======== Collected material
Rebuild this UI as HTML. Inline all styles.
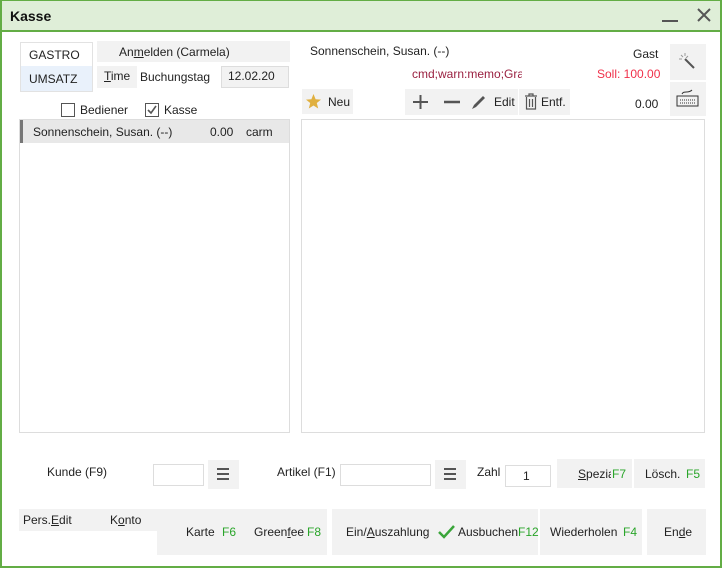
<!DOCTYPE html>
<html><head><meta charset="utf-8"><style>
*{margin:0;padding:0;box-sizing:border-box}
body{width:722px;height:568px;background:#fff;font-family:"Liberation Sans","DejaVu Sans",sans-serif;font-size:12px;color:#222;position:relative;overflow:hidden}
.a{position:absolute}
.g{background:#f2f2f2}
.t{position:absolute;white-space:nowrap;line-height:14px}
.gr{color:#2aa52a}
u{text-decoration:underline}
.inp{position:absolute;border:1px solid #ddd;background:#fff}
</style></head><body>
<div class="a" style="left:0;top:0;width:722px;height:568px;border:2px solid #63ad45;border-top:1px solid #63ad45"></div>
<div class="a" style="left:0;top:0;width:722px;height:32px;background:#dfeed8;border:2px solid #63ad45;border-top:1px solid #63ad45"></div>
<div class="t" style="left:10px;top:8px;font-weight:bold;font-size:14px;line-height:16px;color:#111">Kasse</div>
<div class="a" style="left:662px;top:20px;width:16px;height:2px;background:#555"></div>
<svg class="a" style="left:696px;top:7px" width="16" height="16"><path d="M2 2L14 14M14 2L2 14" stroke="#555" stroke-width="2"/></svg>

<div class="a" style="left:20px;top:42px;width:73px;height:50px;border:1px solid #e2e2e2"></div>
<div class="a" style="left:21px;top:66px;width:71px;height:25px;background:#e9f1fb"></div>
<div class="t" style="left:29px;top:48px">GASTRO</div>
<div class="t" style="left:29px;top:72px">UMSATZ</div>
<div class="a g" style="left:97px;top:41px;width:193px;height:21px"></div>
<div class="t" style="left:119px;top:45px">An<u>m</u>elden (Carmela)</div>
<div class="a g" style="left:97px;top:66px;width:40px;height:22px"></div>
<div class="t" style="left:104px;top:69px"><u>T</u>ime</div>
<div class="t" style="left:140px;top:70px">Buchungstag</div>
<div class="a g" style="left:221px;top:66px;width:68px;height:22px;border:1px solid #ddd"></div>
<div class="t" style="left:228px;top:69px">12.02.20</div>
<div class="a" style="left:61px;top:103px;width:14px;height:14px;border:1px solid #555"></div>
<div class="t" style="left:80px;top:103px">Bediener</div>
<div class="a" style="left:145px;top:103px;width:14px;height:14px;border:1px solid #555"></div>
<svg class="a" style="left:146px;top:104px" width="12" height="12"><path d="M2 6L5 9L10 2" stroke="#555" stroke-width="1.6" fill="none"/></svg>
<div class="t" style="left:164px;top:103px">Kasse</div>

<div class="a" style="left:19px;top:119px;width:271px;height:314px;border:1px solid #ddd"></div>
<div class="a" style="left:20px;top:120px;width:269px;height:23px;background:#e8e8e8"></div>
<div class="a" style="left:20px;top:120px;width:3px;height:23px;background:#777"></div>
<div class="t" style="left:33px;top:125px">Sonnenschein, Susan. (--)</div>
<div class="t" style="left:210px;top:125px">0.00</div>
<div class="t" style="left:246px;top:125px">carm</div>

<div class="t" style="left:310px;top:44px">Sonnenschein, Susan. (--)</div>
<div class="t" style="left:633px;top:47px">Gast</div>
<div class="t" style="left:412px;top:67px;color:#9a2040;width:110px;overflow:hidden">cmd;warn:memo;Grat</div>
<div class="t" style="left:597px;top:67px;color:#f0304a">Soll: 100.00</div>
<div class="a g" style="left:302px;top:89px;width:51px;height:25px"></div>
<svg class="a" style="left:305px;top:93px" width="17" height="17"><path d="M8.5 1L10.6 6.3L16 6.6L11.8 10L13.2 15.5L8.5 12.5L3.8 15.5L5.2 10L1 6.6L6.4 6.3Z" fill="#e0b040"/></svg>
<div class="t" style="left:328px;top:95px">Neu</div>
<div class="a g" style="left:405px;top:89px;width:113px;height:26px"></div>
<div class="a g" style="left:519px;top:89px;width:51px;height:26px"></div>
<svg class="a" style="left:410px;top:93px" width="100" height="18"><path d="M3 9H18M10.5 2V16" stroke="#555" stroke-width="2"/><path d="M34 9H50" stroke="#555" stroke-width="2.5"/><path d="M62 16L64 12L73 3L75 5L66 14Z" fill="#555"/></svg>
<div class="t" style="left:494px;top:95px">Edit</div>
<svg class="a" style="left:523px;top:92px" width="16" height="20"><path d="M2 4H14M6 4V2H10V4M3.5 5V17H12.5V5M6.5 7V15M9.5 7V15" stroke="#555" stroke-width="1.2" fill="none"/></svg>
<div class="t" style="left:541px;top:95px">Entf.</div>
<div class="t" style="left:635px;top:97px">0.00</div>
<div class="a g" style="left:670px;top:44px;width:36px;height:36px"></div>
<svg class="a" style="left:678px;top:52px" width="20" height="20"><path d="M7 7L16 16" stroke="#555" stroke-width="2"/><path d="M3 3L5 5M7 1V4M1 7H4M10 4L8 6" stroke="#999" stroke-width="1"/></svg>
<div class="a g" style="left:670px;top:82px;width:36px;height:34px"></div>
<svg class="a" style="left:676px;top:88px" width="24" height="22"><path d="M6 6C8 2 12 6 16 2" stroke="#333" fill="none"/><rect x="1" y="8" width="21" height="10" fill="none" stroke="#333"/><path d="M4 12H19M4 15H19" stroke="#333" stroke-dasharray="1 1"/></svg>
<div class="a" style="left:301px;top:119px;width:404px;height:314px;border:1px solid #ddd"></div>

<div class="t" style="left:47px;top:465px">Kunde (F9)</div>
<div class="inp" style="left:153px;top:464px;width:51px;height:22px"></div>
<div class="a g" style="left:208px;top:460px;width:31px;height:29px"></div>
<svg class="a" style="left:216px;top:467px" width="14" height="14"><path d="M1 2H13M1 7H13M1 12H13" stroke="#555" stroke-width="2"/></svg>
<div class="t" style="left:277px;top:465px">Artikel (F1)</div>
<div class="inp" style="left:340px;top:464px;width:91px;height:22px"></div>
<div class="a g" style="left:435px;top:460px;width:31px;height:29px"></div>
<svg class="a" style="left:443px;top:467px" width="14" height="14"><path d="M1 2H13M1 7H13M1 12H13" stroke="#555" stroke-width="2"/></svg>
<div class="t" style="left:477px;top:465px">Zahl</div>
<div class="inp" style="left:505px;top:465px;width:46px;height:22px"></div>
<div class="t" style="left:523px;top:469px">1</div>
<div class="a g" style="left:557px;top:459px;width:75px;height:29px"></div>
<div class="t" style="left:578px;top:467px;width:33px;overflow:hidden"><u>S</u>pezial</div>
<div class="t gr" style="left:612px;top:467px">F7</div>
<div class="a g" style="left:634px;top:459px;width:71px;height:29px"></div>
<div class="t" style="left:645px;top:467px">Lösch.</div>
<div class="t gr" style="left:686px;top:467px">F5</div>

<div class="a g" style="left:19px;top:509px;width:140px;height:22px"></div>
<div class="a g" style="left:157px;top:509px;width:170px;height:46px"></div>
<div class="t" style="left:23px;top:513px">Pers.<u>E</u>dit</div>
<div class="t" style="left:110px;top:513px">K<u>o</u>nto</div>
<div class="t" style="left:186px;top:525px">Karte</div>
<div class="t gr" style="left:222px;top:525px">F6</div>
<div class="t" style="left:254px;top:525px">Green<u>f</u>ee</div>
<div class="t gr" style="left:307px;top:525px">F8</div>
<div class="a g" style="left:332px;top:509px;width:206px;height:46px"></div>
<div class="t" style="left:346px;top:525px">Ein/<u>A</u>uszahlung</div>
<svg class="a" style="left:438px;top:524px" width="18" height="16"><path d="M1 8L6 13L16 2" stroke="#3aa53a" stroke-width="2.5" fill="none"/></svg>
<div class="t" style="left:458px;top:525px">Ausbuchen</div>
<div class="t gr" style="left:518px;top:525px">F12</div>
<div class="a g" style="left:540px;top:509px;width:102px;height:46px"></div>
<div class="t" style="left:550px;top:525px">Wiederholen</div>
<div class="t gr" style="left:623px;top:525px">F4</div>
<div class="a g" style="left:647px;top:509px;width:59px;height:46px"></div>
<div class="t" style="left:664px;top:525px">En<u>d</u>e</div>
</body></html>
================
Each line from the top of the material through the line containing "2L14 14M14 2L2" should be reproduced exactly; please drop any images.

Rebuild this UI as HTML. Inline all styles.
<!DOCTYPE html>
<html><head><meta charset="utf-8"><style>
*{margin:0;padding:0;box-sizing:border-box}
body{width:722px;height:568px;background:#fff;font-family:"Liberation Sans","DejaVu Sans",sans-serif;font-size:12px;color:#222;position:relative;overflow:hidden}
.a{position:absolute}
.g{background:#f2f2f2}
.t{position:absolute;white-space:nowrap;line-height:14px}
.gr{color:#2aa52a}
u{text-decoration:underline}
.inp{position:absolute;border:1px solid #ddd;background:#fff}
</style></head><body>
<div class="a" style="left:0;top:0;width:722px;height:568px;border:2px solid #63ad45;border-top:1px solid #63ad45"></div>
<div class="a" style="left:0;top:0;width:722px;height:32px;background:#dfeed8;border:2px solid #63ad45;border-top:1px solid #63ad45"></div>
<div class="t" style="left:10px;top:8px;font-weight:bold;font-size:14px;line-height:16px;color:#111">Kasse</div>
<div class="a" style="left:662px;top:20px;width:16px;height:2px;background:#555"></div>
<svg class="a" style="left:696px;top:7px" width="16" height="16"><path d="M2 2L14 14M14 2L2 14" stroke="#555" stroke-width="2"/></svg>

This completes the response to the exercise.